Mike Judge's "Idiocracy," a 2006 movie made for the Trump era
The following review was originally published on May 28th, 2008, just as another Presidential primary was winding down, but given what happened recently, it's worth a reprint. I thought I'd never say this, but "Idiocracy's" time has finally come. And whether it's still a laughing matter is debateable, given the cognitively insensitivie leadership currently directing the country.
(FYI. The first four comments are from the original posting.)
Rent, stream, watch this movie today!
Belatedly, I come to "Idiocracy," the singular Mike Judge 2006 comedy that, for some bizarre and hugely masochistic reason, 20th Century-Fox decided to sacrifice. The mistreated movie opened in so few markets in '06, that, for all intents and purposes, it never really opened.
As a working critic, I never fully trusted the movie studios, particularly whenever one of them would try to elicit sympathy from reviewers because the poor studio was stuck with a really bad film.
While my colleagues would buy into the studio line that an unscreened film was a pathetic loser, I generally suspected that politics was afoot. You know, the filmmaker in question probably inadvertantly insulted a studio executive and, as a consequence, his/her film was being punished.
It never ceases to amaze me how a studio can release 10 consecutive lousy films and then single out one of them as the bad apple in the bunch. A case in point: Fox, the major that sidetracked "Idiocracy," also released - and with much fanfare - the depressingly mediocre (and eminently forgettable) "John Tucker Must Die" the same year.
It's a fact: Every studio that tries to "hide" a film from the critics has two or three hyped titles that are much, much worse. It's a little creepy to think that a lot of executives are overpaid to make such dubious decisions.
But let's get back to Judge's "Idiocracy," a spot-on indictment of the seemingly willful stupidity of some Americans. In it, Luke Wilson gamely plays a likably dim-witted guy who participates as a guinea pig in a top-secret Pentagon program studying ... hibernation.
When he wakes up 500 years in the future, Wilson's Joe Bowers is the smartest guy in the room.
This is the New America where being literate and articulate are equated with being gay. In fact, much of the recent idiot election talk about dreaded "elitism" could have come directly from Judge's prescient movie. (It's been demoralizing to watch as the two Democratic hopefuls vying for the Presidency dumbed themselves down for working-class America.)

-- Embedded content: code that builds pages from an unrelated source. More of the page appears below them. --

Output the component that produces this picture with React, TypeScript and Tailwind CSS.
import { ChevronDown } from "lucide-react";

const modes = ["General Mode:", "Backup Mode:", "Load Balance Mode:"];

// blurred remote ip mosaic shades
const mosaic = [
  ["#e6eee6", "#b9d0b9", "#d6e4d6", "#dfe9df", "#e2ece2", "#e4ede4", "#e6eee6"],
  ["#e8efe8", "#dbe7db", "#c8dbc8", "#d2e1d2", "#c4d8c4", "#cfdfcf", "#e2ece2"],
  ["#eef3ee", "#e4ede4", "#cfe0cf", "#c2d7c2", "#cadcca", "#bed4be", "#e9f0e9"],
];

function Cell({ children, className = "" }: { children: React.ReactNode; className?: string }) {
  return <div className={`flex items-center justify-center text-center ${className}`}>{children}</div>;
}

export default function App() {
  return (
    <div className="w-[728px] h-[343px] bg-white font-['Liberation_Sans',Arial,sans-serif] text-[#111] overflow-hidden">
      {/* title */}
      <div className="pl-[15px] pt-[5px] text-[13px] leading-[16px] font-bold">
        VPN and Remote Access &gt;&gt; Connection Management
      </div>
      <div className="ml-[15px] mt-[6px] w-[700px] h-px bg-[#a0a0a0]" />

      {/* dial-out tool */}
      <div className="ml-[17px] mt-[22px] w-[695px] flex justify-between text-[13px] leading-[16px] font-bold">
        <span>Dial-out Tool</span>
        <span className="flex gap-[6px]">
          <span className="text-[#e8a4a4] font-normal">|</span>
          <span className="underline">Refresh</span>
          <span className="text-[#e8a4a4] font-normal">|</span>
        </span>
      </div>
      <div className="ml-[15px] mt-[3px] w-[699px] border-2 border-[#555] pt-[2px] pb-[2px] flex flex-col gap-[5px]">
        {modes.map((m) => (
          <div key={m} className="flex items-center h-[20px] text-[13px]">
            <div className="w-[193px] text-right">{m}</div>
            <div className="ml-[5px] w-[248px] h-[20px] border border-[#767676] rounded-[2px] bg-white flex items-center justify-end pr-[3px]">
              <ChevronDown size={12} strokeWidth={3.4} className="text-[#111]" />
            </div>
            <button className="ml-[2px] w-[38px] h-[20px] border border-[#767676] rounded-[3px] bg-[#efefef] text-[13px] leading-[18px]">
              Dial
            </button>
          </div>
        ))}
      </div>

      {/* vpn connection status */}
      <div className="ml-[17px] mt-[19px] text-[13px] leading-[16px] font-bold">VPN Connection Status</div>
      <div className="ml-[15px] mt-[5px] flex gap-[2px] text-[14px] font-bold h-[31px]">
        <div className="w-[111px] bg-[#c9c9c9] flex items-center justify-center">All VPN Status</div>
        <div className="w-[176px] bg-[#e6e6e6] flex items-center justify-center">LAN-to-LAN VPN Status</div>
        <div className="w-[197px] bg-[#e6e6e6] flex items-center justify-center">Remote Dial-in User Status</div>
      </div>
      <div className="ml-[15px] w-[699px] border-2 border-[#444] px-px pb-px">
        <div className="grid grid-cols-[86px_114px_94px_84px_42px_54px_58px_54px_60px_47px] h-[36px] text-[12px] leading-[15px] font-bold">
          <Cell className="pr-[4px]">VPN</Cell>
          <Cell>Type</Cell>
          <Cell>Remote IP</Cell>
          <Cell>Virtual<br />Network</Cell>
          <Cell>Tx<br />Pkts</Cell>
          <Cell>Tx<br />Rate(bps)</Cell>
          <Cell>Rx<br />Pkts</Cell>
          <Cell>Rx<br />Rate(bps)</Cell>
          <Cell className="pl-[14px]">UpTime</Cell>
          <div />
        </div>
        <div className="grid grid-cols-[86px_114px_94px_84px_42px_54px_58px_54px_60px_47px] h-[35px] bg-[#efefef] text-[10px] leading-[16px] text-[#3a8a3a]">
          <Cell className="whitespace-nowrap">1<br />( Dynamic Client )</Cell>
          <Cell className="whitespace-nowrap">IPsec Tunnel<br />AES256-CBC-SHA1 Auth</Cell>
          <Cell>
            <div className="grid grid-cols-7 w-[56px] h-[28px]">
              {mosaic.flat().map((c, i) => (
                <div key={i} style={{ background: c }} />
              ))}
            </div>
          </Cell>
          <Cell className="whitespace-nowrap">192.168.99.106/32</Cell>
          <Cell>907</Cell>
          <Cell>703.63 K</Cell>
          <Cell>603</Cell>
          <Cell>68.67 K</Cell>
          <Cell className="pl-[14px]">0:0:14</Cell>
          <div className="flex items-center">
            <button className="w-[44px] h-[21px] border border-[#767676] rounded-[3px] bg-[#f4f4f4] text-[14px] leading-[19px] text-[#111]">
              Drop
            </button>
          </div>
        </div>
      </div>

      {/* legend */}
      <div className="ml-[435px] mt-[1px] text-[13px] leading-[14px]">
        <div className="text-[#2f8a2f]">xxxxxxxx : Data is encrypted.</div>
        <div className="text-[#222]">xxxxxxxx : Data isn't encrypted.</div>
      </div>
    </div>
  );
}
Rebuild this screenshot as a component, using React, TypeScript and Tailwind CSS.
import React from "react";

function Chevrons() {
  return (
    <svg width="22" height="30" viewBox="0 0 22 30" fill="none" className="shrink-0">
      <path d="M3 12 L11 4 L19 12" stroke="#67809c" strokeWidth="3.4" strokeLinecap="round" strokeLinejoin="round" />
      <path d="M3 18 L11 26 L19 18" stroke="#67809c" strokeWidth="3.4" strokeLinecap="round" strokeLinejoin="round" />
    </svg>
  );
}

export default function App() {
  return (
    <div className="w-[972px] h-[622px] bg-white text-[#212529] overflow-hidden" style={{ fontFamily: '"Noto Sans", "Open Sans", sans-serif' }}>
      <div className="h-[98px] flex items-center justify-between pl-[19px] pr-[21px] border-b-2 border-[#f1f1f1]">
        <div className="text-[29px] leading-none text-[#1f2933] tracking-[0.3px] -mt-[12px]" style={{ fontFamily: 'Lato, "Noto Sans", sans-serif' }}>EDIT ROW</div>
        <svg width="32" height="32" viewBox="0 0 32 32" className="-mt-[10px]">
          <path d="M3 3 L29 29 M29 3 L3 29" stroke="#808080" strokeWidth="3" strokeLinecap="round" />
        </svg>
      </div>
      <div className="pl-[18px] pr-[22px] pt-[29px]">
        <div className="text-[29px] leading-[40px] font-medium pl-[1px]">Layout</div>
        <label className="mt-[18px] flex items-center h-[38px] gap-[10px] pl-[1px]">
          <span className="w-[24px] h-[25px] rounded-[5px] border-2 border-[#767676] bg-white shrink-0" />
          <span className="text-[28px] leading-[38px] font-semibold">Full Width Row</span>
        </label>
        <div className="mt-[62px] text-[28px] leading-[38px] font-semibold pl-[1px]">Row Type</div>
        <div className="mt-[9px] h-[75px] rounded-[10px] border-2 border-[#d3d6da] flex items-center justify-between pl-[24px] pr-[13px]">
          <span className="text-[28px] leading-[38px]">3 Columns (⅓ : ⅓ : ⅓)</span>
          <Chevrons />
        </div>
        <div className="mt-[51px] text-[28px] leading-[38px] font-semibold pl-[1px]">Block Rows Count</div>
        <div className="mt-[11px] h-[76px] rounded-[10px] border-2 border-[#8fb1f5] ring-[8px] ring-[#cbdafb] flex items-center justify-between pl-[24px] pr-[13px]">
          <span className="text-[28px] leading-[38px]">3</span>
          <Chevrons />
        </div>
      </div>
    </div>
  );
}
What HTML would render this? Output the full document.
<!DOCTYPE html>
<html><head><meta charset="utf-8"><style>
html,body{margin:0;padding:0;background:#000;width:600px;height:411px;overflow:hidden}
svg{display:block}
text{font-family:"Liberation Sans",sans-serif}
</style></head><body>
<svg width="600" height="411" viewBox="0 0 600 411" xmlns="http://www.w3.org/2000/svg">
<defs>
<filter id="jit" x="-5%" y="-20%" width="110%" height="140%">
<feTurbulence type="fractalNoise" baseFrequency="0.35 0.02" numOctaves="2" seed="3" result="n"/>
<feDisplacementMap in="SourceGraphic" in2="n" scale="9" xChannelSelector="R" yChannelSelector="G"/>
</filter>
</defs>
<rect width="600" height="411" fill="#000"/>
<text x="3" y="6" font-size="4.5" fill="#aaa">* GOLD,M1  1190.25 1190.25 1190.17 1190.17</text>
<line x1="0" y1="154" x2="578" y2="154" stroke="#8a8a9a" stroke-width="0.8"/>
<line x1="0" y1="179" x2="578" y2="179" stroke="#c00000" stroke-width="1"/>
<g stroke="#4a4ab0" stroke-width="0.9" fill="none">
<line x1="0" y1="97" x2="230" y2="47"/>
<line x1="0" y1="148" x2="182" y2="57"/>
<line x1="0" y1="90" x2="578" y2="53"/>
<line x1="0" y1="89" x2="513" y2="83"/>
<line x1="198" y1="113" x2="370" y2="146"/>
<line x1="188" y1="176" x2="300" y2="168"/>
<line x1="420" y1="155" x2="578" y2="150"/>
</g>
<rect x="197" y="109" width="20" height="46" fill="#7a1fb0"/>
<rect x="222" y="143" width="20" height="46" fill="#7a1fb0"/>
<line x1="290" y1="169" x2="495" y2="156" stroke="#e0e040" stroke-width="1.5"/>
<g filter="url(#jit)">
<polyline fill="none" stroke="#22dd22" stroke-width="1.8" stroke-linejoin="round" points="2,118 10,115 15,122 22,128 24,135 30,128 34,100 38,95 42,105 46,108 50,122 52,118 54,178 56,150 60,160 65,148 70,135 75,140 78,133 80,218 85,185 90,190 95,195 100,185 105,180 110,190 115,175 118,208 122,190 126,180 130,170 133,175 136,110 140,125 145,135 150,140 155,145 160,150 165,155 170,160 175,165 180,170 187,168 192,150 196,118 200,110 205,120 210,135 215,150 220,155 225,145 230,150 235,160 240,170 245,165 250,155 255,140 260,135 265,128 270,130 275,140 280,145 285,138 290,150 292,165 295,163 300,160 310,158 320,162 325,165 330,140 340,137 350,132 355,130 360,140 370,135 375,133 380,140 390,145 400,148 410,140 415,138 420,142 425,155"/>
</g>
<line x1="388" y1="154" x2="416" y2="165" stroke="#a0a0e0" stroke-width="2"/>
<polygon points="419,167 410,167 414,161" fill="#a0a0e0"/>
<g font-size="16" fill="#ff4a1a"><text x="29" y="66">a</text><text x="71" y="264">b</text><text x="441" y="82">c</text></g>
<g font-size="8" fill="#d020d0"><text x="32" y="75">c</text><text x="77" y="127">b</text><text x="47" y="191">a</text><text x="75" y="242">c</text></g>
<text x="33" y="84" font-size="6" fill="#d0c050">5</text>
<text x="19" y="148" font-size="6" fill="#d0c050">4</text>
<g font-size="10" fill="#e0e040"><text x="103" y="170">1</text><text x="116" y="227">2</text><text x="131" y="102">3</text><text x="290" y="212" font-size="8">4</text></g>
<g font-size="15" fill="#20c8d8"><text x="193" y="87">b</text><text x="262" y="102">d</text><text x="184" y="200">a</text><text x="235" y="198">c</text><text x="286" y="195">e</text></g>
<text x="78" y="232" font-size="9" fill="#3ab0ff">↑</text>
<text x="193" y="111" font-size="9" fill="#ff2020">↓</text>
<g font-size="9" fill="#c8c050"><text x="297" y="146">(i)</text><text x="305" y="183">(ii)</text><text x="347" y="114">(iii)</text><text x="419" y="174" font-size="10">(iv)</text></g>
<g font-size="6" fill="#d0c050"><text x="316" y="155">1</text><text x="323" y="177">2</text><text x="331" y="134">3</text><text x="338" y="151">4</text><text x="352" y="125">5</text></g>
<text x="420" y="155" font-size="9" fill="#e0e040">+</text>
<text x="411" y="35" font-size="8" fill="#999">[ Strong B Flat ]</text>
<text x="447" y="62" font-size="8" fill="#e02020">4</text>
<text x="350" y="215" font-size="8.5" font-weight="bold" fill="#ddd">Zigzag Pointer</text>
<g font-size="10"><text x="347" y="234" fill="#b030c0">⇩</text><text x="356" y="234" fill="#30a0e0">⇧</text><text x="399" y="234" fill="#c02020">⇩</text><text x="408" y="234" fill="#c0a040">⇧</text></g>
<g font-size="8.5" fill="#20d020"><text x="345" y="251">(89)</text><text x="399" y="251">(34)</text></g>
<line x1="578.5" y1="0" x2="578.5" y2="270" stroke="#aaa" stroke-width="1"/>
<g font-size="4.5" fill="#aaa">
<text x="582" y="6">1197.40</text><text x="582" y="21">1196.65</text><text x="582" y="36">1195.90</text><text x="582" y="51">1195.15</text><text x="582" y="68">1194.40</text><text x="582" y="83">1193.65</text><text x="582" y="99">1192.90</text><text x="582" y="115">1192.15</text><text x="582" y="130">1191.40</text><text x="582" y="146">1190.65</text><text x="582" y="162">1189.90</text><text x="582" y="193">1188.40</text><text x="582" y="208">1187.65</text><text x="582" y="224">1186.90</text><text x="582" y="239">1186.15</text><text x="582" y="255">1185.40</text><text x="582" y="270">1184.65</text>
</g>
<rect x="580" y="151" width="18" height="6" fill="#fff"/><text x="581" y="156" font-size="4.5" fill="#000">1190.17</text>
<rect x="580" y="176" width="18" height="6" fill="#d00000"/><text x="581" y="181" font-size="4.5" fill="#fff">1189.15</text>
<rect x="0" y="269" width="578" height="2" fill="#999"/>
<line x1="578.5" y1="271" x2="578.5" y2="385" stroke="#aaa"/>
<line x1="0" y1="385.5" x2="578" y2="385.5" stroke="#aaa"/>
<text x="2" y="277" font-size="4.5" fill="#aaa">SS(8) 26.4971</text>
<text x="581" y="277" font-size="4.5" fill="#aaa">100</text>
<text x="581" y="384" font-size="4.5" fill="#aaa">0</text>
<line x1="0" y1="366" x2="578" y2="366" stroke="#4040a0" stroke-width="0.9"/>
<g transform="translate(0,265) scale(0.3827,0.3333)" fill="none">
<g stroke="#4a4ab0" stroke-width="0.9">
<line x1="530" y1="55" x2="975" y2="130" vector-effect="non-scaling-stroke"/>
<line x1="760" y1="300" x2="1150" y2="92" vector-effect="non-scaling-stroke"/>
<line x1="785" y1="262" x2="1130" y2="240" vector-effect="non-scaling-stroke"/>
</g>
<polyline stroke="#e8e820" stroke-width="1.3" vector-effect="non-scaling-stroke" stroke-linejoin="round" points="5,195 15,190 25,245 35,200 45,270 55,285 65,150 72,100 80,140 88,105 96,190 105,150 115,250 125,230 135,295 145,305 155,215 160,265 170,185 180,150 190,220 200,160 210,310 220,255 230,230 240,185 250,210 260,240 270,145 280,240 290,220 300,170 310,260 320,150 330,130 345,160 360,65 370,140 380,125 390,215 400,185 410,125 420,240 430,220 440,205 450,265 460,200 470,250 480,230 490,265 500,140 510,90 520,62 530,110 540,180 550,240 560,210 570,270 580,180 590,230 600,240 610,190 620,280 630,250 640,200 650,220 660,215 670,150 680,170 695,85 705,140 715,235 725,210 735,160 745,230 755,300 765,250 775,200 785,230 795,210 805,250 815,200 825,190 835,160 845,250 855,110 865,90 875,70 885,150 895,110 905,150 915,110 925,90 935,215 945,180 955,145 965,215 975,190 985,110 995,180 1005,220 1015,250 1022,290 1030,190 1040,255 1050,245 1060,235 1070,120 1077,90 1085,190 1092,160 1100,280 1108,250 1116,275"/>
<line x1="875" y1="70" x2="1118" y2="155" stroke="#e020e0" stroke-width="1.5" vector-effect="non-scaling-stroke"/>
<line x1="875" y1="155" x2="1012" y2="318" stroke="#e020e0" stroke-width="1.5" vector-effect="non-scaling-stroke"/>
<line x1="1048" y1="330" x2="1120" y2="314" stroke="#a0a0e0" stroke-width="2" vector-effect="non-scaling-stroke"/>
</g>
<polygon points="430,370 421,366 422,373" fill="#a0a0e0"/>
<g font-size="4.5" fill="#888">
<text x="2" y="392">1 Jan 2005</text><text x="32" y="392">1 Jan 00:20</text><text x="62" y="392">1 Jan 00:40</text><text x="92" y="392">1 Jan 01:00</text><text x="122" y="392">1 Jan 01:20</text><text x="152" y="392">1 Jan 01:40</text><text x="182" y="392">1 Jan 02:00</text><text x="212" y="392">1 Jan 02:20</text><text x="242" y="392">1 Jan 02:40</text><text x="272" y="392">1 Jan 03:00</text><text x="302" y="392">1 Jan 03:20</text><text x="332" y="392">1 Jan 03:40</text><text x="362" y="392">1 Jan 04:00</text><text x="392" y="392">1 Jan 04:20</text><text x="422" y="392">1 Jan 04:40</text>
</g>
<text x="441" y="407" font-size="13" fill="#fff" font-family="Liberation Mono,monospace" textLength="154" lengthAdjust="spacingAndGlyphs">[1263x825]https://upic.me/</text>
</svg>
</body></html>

There isn't one joke in "Idiocracy" that is not funny or that fails to nail its target. The film is brilliant. But, apparently, it disturbed some studio suit - or some befogged focus group recruited by said suit.
I have two questions:
1. Didn't someone at Fox read Judge's script before the studio greenlighted the project? Certainly, someone there was aware of the movie's incendiary, blatantly unpatriotic contents.
2. Would the same exact film have been sacrificed if, instead of B-lister Wilson, it starred, say, Adam Sandler or Will Ferrell or Jim Carrey or Steve Carell? I think the answer to that question is obvious. OK, here's a loaded question: Would "Idiocracy" have been so disparaged by its own studio if it came with the currently beloved "Judd Apatow" imprimateur?
For what it's worth, "Idiocracy" dwells in the same deliciously deranged universe as Harold Ramis' "Caddyshack," the Farrellys' "Kingpin" and Judge's own "Office Space." The film is hilarious, hands-down.
But the bigger joke here is 20th Century-Fox which, apparently, still exists in the 20th century - literally.
One final thing... Judge has been remarkably quiet about the fate of his modest masterwork, and there has been some speculation about whether he was complicit in the direct-to-DVD treatment of "Idiocracy." Was it planned all along for the film to be premeditated as another home-entertaiment cult hit, along the lines of "Office Space"? Who knows?
But "Idiocracy" seems to have turned into just that.
Note in Passing: Check out Rob Walker's wonderful New York Times magazine piece, titled, "This Joke’s for You" about not only the product placement in "Idiocracy," but also a product it has inspired - Brawndo, “The Thirst Mutilator.”